Preheat oven to 375F. Make the crust by mixing the three ingredients (reserve a couple of tablespoons of flour for rolling out). Start by adding slightly less Greek yogurt and adding more if needed until a dough forms. If dry, add a splash of water to bring the dough together.
Gently knead the dough in the bowl for about a minute until smooth, then transfer to a piece of lightly floured parchment paper and roll it out thinly, large enough to cover a 9.5-inch pie dish. (If sticky, refer to the tips section).
Transfer the rolled-out dough to a greased 9.5-inch pie dish and peel the parchment away. Put a new piece of parchment and fill it with pie weights (such as dried beans or rice). Bake the shell for 15 minutes, then remove the weights and parchment. Poke with a fork and bake for about 5 more minutes or until the surface is set.
To prepare the filling, add the apples to a large pot and cook over medium heat to release some of their moisture (about 3 to 5 minutes). Then, add the remaining ingredients and cook for a few more minutes, stirring constantly. This will help eliminate the raw taste of the flour and slightly soften the apples.

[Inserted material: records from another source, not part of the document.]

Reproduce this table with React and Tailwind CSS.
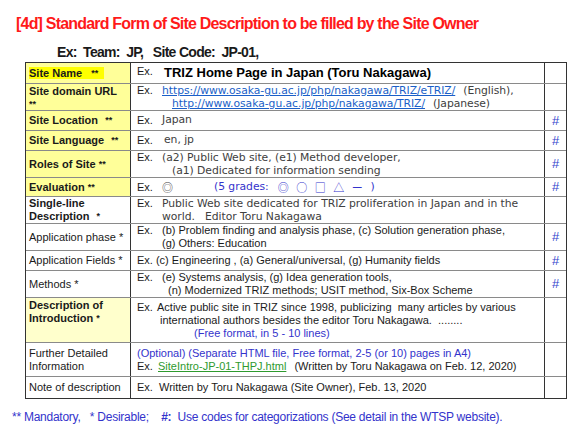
const hash = <span className="text-[#3344cc] text-[13px]">#</span>;

const Ex = ({ w = 'w-[25px]' }) => <span className={`ex ${w} shrink-0`}>Ex.</span>;

const grades = ['◎', '○', '□', '△', 'ー'];

const rows = [
  {
    h: 'h-[21px]',
    label: (
      <span className="bg-[#ffff00] pr-[6px]">
        Site Name&nbsp;&nbsp; <span className="text-[9px] align-top">**</span>
      </span>
    ),
    bg: 'bg-[#ffff99]',
    bold: true,
    content: (
      <div className="flex">
        <span className="w-[27px]">Ex.</span>
        <span className="font-bold text-[13px] text-black">TRIZ Home Page in Japan (Toru Nakagawa)</span>
      </div>
    ),
  },
  {
    h: 'h-[27px]',
    label: (
      <>
        Site domain URL
        <br />
        <span className="text-[9px] align-top">**</span>
      </>
    ),
    bg: 'bg-[#ffff99]',
    bold: true,
    align: 'items-start',
    content: (
      <div className="jp leading-[13px] text-[#404040]">
        <div className="flex">
          <Ex />
          <span className="text-[#1a5fc8] underline">https://www.osaka-gu.ac.jp/php/nakagawa/TRIZ/eTRIZ/</span>
          <span className="ml-2">(English),</span>
        </div>
        <div className="pl-[35px]">
          <span className="text-[#1a5fc8] underline">http://www.osaka-gu.ac.jp/php/nakagawa/TRIZ/</span>
          <span className="ml-2">(Japanese)</span>
        </div>
      </div>
    ),
  },
  {
    h: 'h-[20px]',
    label: (
      <>
        Site Location <span className="text-[9px] align-top ml-1">**</span>
      </>
    ),
    bg: 'bg-[#ffff99]',
    bold: true,
    hash: true,
    content: (
      <div className="jp flex text-[#404040]">
        <Ex />
        Japan
      </div>
    ),
  },
  {
    h: 'h-[20px]',
    label: (
      <>
        Site Language <span className="text-[9px] align-top ml-1">**</span>
      </>
    ),
    bg: 'bg-[#ffff99]',
    bold: true,
    hash: true,
    content: (
      <div className="jp flex text-[#404040]">
        <Ex w="w-[27px]" />
        en, jp
      </div>
    ),
  },
  {
    h: 'h-[27px]',
    label: (
      <>
        Roles of Site <span className="text-[9px] align-top">**</span>
      </>
    ),
    bg: 'bg-[#ffff99]',
    bold: true,
    hash: true,
    content: (
      <div className="jp leading-[13px] text-[#404040]">
        <div className="flex">
          <Ex />
          (a2) Public Web site, (e1) Method developer,
        </div>
        <div className="pl-[35px]">(a1) Dedicated for information sending</div>
      </div>
    ),
  },
  {
    h: 'h-[19px]',
    label: (
      <>
        Evaluation <span className="text-[9px] align-top">**</span>
      </>
    ),
    bg: 'bg-[#ffff99]',
    bold: true,
    hash: true,
    content: (
      <div className="jp flex items-center text-[#404040]">
        <Ex />
        <span className="sym w-[52px]">◎</span>
        <span className="text-[#3333cc] w-[60px]">(5 grades:</span>
        {grades.map(g => (
          <span key={g} className="sym text-[#3333cc] w-[18.5px] text-center">
            {g}
          </span>
        ))}
        <span className="text-[#3333cc] ml-[4px]">)</span>
      </div>
    ),
  },
  {
    h: 'h-[27px]',
    label: (
      <>
        Single-line
        <br />
        Description <span className="text-[9px] align-top ml-1">*</span>
      </>
    ),
    bold: true,
    content: (
      <div className="jp leading-[13px] text-[#404040]">
        <div className="flex">
          <Ex />
          Public Web site dedicated for TRIZ proliferation in Japan and in the
        </div>
        <div className="pl-[25px]">world.&nbsp;&nbsp; Editor Toru Nakagawa</div>
      </div>
    ),
  },
  {
    h: 'h-[27px]',
    label: 'Application phase *',
    hash: true,
    content: (
      <div className="leading-[13px]">
        <div className="flex">
          <span className="w-[25px]">Ex.</span>(b) Problem finding and analysis phase, (c) Solution generation phase,
        </div>
        <div className="pl-[25px]">(g) Others: Education</div>
      </div>
    ),
  },
  {
    h: 'h-[20px]',
    label: 'Application Fields *',
    hash: true,
    content: <div>Ex. (c) Engineering , (a) General/universal, (g) Humanity fields</div>,
  },
  {
    h: 'h-[27px]',
    label: 'Methods *',
    hash: true,
    content: (
      <div className="leading-[13px]">
        <div className="flex">
          <span className="w-[25px]">Ex.</span>(e) Systems analysis, (g) Idea generation tools,
        </div>
        <div className="pl-[31px]">(n) Modernized TRIZ methods; USIT method, Six-Box Scheme</div>
      </div>
    ),
  },
  {
    h: 'h-[45px]',
    label: (
      <>
        Description of
        <br />
        Introduction <span className="text-[9px] align-top">*</span>
      </>
    ),
    bg: 'bg-[#ffffcc]',
    bold: true,
    align: 'items-start',
    content: (
      <div className="leading-[13px]">
        <div className="flex">
          <span className="w-[20px]">Ex.</span>Active public site in TRIZ since 1998, publicizing&nbsp; many articles by various
        </div>
        <div className="pl-[23px]">international authors besides the editor Toru Nakagawa.&nbsp; ........</div>
        <div className="pl-[57px] text-[#3333cc]">(Free format, in 5 - 10 lines)</div>
      </div>
    ),
  },
  {
    h: 'h-[34px]',
    label: (
      <>
        Further Detailed
        <br />
        Information
      </>
    ),
    content: (
      <div className="leading-[13px]">
        <div className="text-[#3333cc]">(Optional) (Separate HTML file, Free format, 2-5 (or 10) pages in A4)</div>
        <div className="flex">
          <span className="w-[21px]">Ex.</span>
          <span className="text-[#2e9a2e] underline">SiteIntro-JP-01-THPJ.html</span>
          <span className="ml-2">(Written by Toru Nakagawa on Feb. 12, 2020)</span>
        </div>
      </div>
    ),
  },
  {
    h: 'h-[21px]',
    label: 'Note of description',
    content: <div>Ex.&nbsp; Written by Toru Nakagawa (Site Owner), Feb. 13, 2020</div>,
  },
];

export default function App() {
  return (
    <div className="w-[585px] h-[432px] bg-white font-['Liberation_Sans',Arial,sans-serif] text-[#1a1a1a]">
      <style>{`
        .jp{font-family:"DejaVu Sans","Noto Sans CJK JP",sans-serif;font-size:10.8px;letter-spacing:-0.05px;}
        .ex{font-family:"Liberation Sans",Arial,sans-serif;font-size:11px;color:#1a1a1a;letter-spacing:0;}
        .sym{font-family:"Noto Sans CJK JP",sans-serif;font-size:11px;line-height:13px;}
      `}</style>
      <div className="pt-[13px] pl-[16px] text-[16px] font-bold text-[#ff1a1a] leading-[21px] tracking-[-0.8px]">
        [4d] Standard Form of Site Description to be filled by the Site Owner
      </div>
      <div className="pt-[9px] pl-[57px] text-[14px] font-bold leading-[18px] tracking-[-0.7px] whitespace-pre">
        {'Ex:  Team:  JP,   Site Code:  JP-01,'}
      </div>
      <div className="ml-[25px] mt-[1px] w-[542px] border border-[#333] text-[11px]">
        {rows.map((r, i) => (
          <div
            key={i}
            className={`flex ${r.h} ${i < rows.length - 1 ? 'border-b border-[#8a8a8a]' : ''}`}
          >
            <div
              className={`w-[105px] shrink-0 border-r border-[#333] px-[3px] flex ${r.align || 'items-center'} leading-[13px] ${r.bg || ''} ${r.bold ? 'font-bold' : ''}`}
            >
              <div className={r.align ? 'pt-[1px]' : ''}>{r.label}</div>
            </div>
            <div className="w-[414px] shrink-0 border-r border-[#333] px-[6px] flex items-center whitespace-nowrap">
              {r.content}
            </div>
            <div className="flex-1 flex items-center justify-center">{r.hash ? hash : null}</div>
          </div>
        ))}
      </div>
      <div className="pt-[9px] pl-[12px] text-[12px] text-[#3333cc] whitespace-pre tracking-[-0.25px]">
        {'** Mandatory,   * Desirable;    '}
        <span className="font-bold">#:</span>
        {'  Use codes for categorizations (See detail in the WTSP website).'}
      </div>
    </div>
  );
}
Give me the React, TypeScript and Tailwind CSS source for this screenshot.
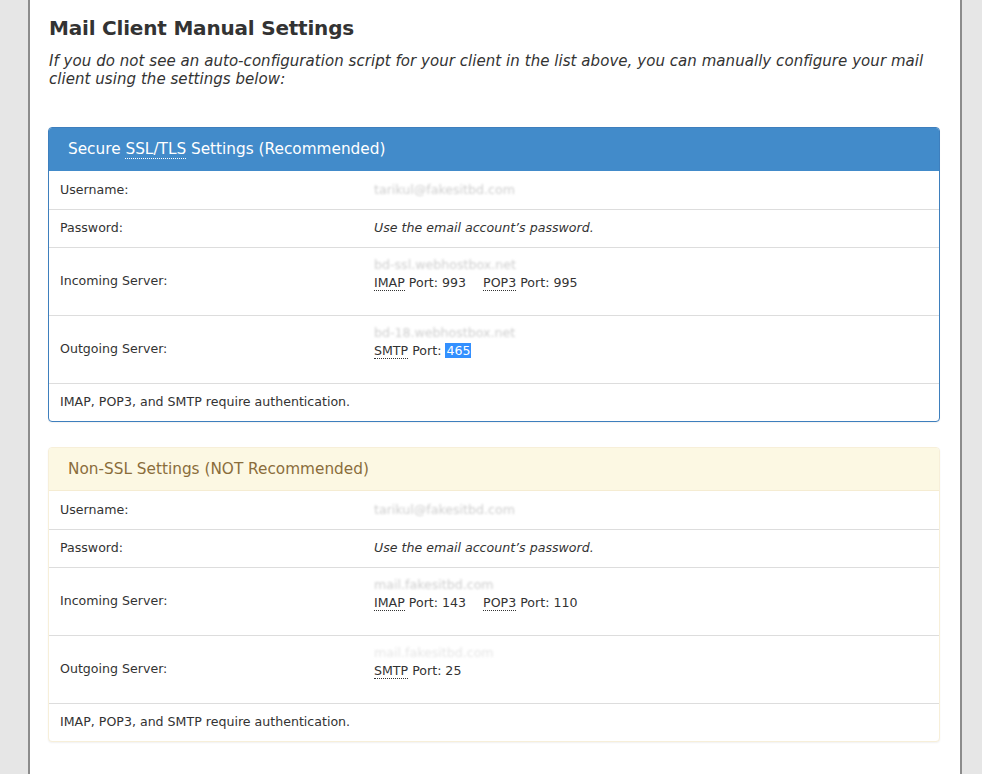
import React from "react"

const font = { fontFamily: '"DejaVu Sans", Verdana, sans-serif' }

function Abbr({ children }: { children: React.ReactNode }) {
    return <span className="border-b border-dotted border-[#333]">{children}</span>
}

// blurred-out account values, the screenshot had them scrubbed
function Hidden({ text, faint }: { text: string; faint?: boolean }) {
    return (
        <div className={"h-[18px] leading-[18px] blur-[0.8px] " + (faint ? "text-[#e6e6e6]" : "text-[#cfcfcf]")}>{text}</div>
    )
}

type Row = {
    label: string
    tall?: boolean
    value: React.ReactNode
}

function Panel({ title, variant, rows }: { title: React.ReactNode; variant: "ssl" | "plain"; rows: Row[] }) {
    const ssl = variant === "ssl"
    return (
        <div
            className={
                ssl
                    ? "rounded-[4px] border border-[#3e7fbd] bg-white shadow-[0_1px_1px_rgba(0,0,0,0.05)]"
                    : "rounded-[4px] border border-[#f7efd9] bg-white shadow-[0_1px_2px_rgba(0,0,0,0.06)]"
            }
        >
            <div
                className={
                    ssl
                        ? "h-[43px] flex items-center px-[19px] bg-[#428bca] text-white text-[15.3px] rounded-t-[3px]"
                        : "h-[43px] flex items-center px-[19px] bg-[#fcf8e3] text-[#8a6d3b] text-[15.3px] rounded-t-[3px] border-b border-[#f5ecd2]"
                }
            >
                {title}
            </div>
            {rows.map((r, i) => (
                <div
                    key={i}
                    className={
                        "flex text-[12.6px] text-[#333] " +
                        (i > 0 ? "border-t border-[#dddddd] " : "") +
                        (r.tall ? "h-[68px]" : "h-[38px]")
                    }
                >
                    <div className="w-[325px] pl-[11px] flex items-center">{r.label}</div>
                    <div className={"flex-1 flex flex-col " + (r.tall ? "pt-[8px]" : "justify-center")}>{r.value}</div>
                </div>
            ))}
            <div className="border-t border-[#dddddd] h-[38px] flex items-center pl-[11px] text-[12.6px] text-[#333]">
                IMAP, POP3, and SMTP require authentication.
            </div>
        </div>
    )
}

export default function App() {
    const password = <span className="italic">Use the email account’s password.</span>

    const sslRows: Row[] = [
        { label: "Username:", value: <Hidden text="tarikul@fakesitbd.com" /> },
        { label: "Password:", value: password },
        {
            label: "Incoming Server:",
            tall: true,
            value: (
                <>
                    <Hidden text="bd-ssl.webhostbox.net" />
                    <div className="h-[18px] leading-[18px]">
                        <Abbr>IMAP</Abbr> Port: 993<span className="ml-[17px]"><Abbr>POP3</Abbr> Port: 995</span>
                    </div>
                </>
            ),
        },
        {
            label: "Outgoing Server:",
            tall: true,
            value: (
                <>
                    <Hidden text="bd-18.webhostbox.net" />
                    <div className="h-[18px] leading-[18px]">
                        <Abbr>SMTP</Abbr> Port: <span className="bg-[#3390ff] text-white px-[1px]">465</span>
                    </div>
                </>
            ),
        },
    ]

    const plainRows: Row[] = [
        { label: "Username:", value: <Hidden text="tarikul@fakesitbd.com" /> },
        { label: "Password:", value: password },
        {
            label: "Incoming Server:",
            tall: true,
            value: (
                <>
                    <Hidden text="mail.fakesitbd.com" />
                    <div className="h-[18px] leading-[18px]">
                        <Abbr>IMAP</Abbr> Port: 143<span className="ml-[17px]"><Abbr>POP3</Abbr> Port: 110</span>
                    </div>
                </>
            ),
        },
        {
            label: "Outgoing Server:",
            tall: true,
            value: (
                <>
                    <Hidden text="mail.fakesitbd.com" faint />
                    <div className="h-[18px] leading-[18px]">
                        <Abbr>SMTP</Abbr> Port: 25
                    </div>
                </>
            ),
        },
    ]

    return (
        <div className="min-h-screen bg-[#e6e6e6] flex" style={font}>
            <div className="ml-[28px] w-[934px] min-h-screen bg-white border-x-2 border-[#8c8c8c] pl-[18px] pr-[20px] pt-[14px]">
                <h1 className="text-[20px] tracking-[-0.2px] font-bold text-[#333] leading-[28px] pl-[1px]">Mail Client Manual Settings</h1>
                <p className="mt-[10px] text-[15px] tracking-[0.05px] italic text-[#333] leading-[18px] pl-[1px]">
                    If you do not see an auto-configuration script for your client in the list above, you can manually configure your mail client using the settings below:
                </p>
                <div className="mt-[39px]">
                    <Panel
                        variant="ssl"
                        title={
                            <span>
                                Secure <span className="border-b border-dotted border-white">SSL/TLS</span> Settings (Recommended)
                            </span>
                        }
                        rows={sslRows}
                    />
                </div>
                <div className="mt-[25px]">
                    <Panel variant="plain" title="Non-SSL Settings (NOT Recommended)" rows={plainRows} />
                </div>
            </div>
        </div>
    )
}
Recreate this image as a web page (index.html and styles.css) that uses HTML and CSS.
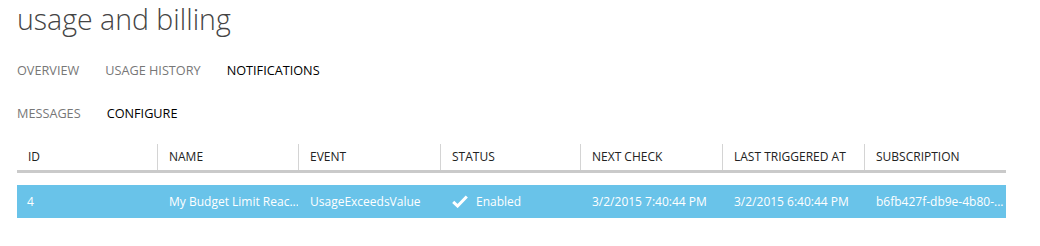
FILE: index.html
```html
<!DOCTYPE html>
<html>
<head>
<meta charset="utf-8">
<title>usage and billing</title>
<link rel="stylesheet" href="styles.css">
</head>
<body>
<div class="page">
	<h1 class="title">usage and billing</h1>
	<ul class="tabs">
		<li><a>OVERVIEW</a></li>
		<li><a>USAGE HISTORY</a></li>
		<li><a class="active">NOTIFICATIONS</a></li>
	</ul>
	<ul class="tabs sub">
		<li><a>MESSAGES</a></li>
		<li><a class="active">CONFIGURE</a></li>
	</ul>
	<div class="grid">
		<div class="head">
			<div class="cell">ID</div>
			<div class="cell">NAME</div>
			<div class="cell">EVENT</div>
			<div class="cell">STATUS</div>
			<div class="cell">NEXT CHECK</div>
			<div class="cell">LAST TRIGGERED AT</div>
			<div class="cell">SUBSCRIPTION</div>
		</div>
		<div class="row selected">
			<div class="cell">4</div>
			<div class="cell">My Budget Limit Reac...</div>
			<div class="cell">UsageExceedsValue</div>
			<div class="cell status">
				<svg class="check" width="16" height="13" viewBox="0 0 16 13"><path d="M1.2 6.8 L5.6 11 L14.8 1.5" fill="none" stroke="#fff" stroke-width="3"/></svg>
				<span>Enabled</span>
			</div>
			<div class="cell">3/2/2015 7:40:44 PM</div>
			<div class="cell">3/2/2015 6:40:44 PM</div>
			<div class="cell">b6fb427f-db9e-4b80-...</div>
		</div>
	</div>
</div>
</body>
</html>
```
FILE: styles.css
```css
body{
	margin:0;
	background:#fff;
	font-family:"Open Sans","Noto Sans","Liberation Sans",sans-serif;
	color:#333;
}
.page{
	padding:0 0 0 17px;
	width:989px;
}
.title{
	margin:0;
	padding-top:0;
	font-size:28.5px;
	font-weight:300;
	line-height:38px;
	color:#444;
	letter-spacing:0;
}
.tabs{
	list-style:none;
	margin:0;
	padding:0;
	display:flex;
	gap:26px;
	margin-top:20px;
	height:20px;
}
.tabs.sub{
	margin-top:23px;
}
.tabs a{
	font-size:12.7px;
	line-height:20px;
	color:#777;
}
.tabs a.active{
	color:#000;
}
.grid{
	margin-top:23px;
}
.head,.row{
	display:grid;
	grid-template-columns:140px 141px 142px 140px 142px 142px 142px;
}
.head{
	border-bottom:3px solid #cacaca;
}
.head .cell{
	height:26px;
	line-height:26px;
	font-size:12px;
	color:#222;
	padding-left:11px;
}
.head .cell+.cell{
	border-left:1px solid #d4d4d4;
}
.row{
	margin-top:12px;
	background:#69c3e9;
}
.row .cell{
	height:33px;
	line-height:33px;
	font-size:12px;
	color:#fff;
	padding-left:12px;
	white-space:nowrap;
	overflow:hidden;
}
.row .cell:first-child{
	padding-left:10px;
}
.row .status{
	display:flex;
	align-items:center;
	gap:8px;
}
.check{
	display:block;
}
```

Taste the mixture and adjust the cinnamon or sweetener according to your preference.
For the crumb topping, mix all of the ingredients with your hands until a crumbly mixture forms. You don’t want to overmix because a dough will form.
Transfer the apple filling to the empty crust and then sprinkle the crumb topping over the top. The crust edges will likely already be golden enough, so wrap the edges of the pie in foil or use a pie crust shield to protect them.
Bake the pie for 40-50 minutes, until the apples feel fork tender and the topping is baked through. If needed, you can broil on low at the end of baking to give the topping a deeper golden color.
Allow the pie to rest for 1-2 hours before slicing into it so it can set.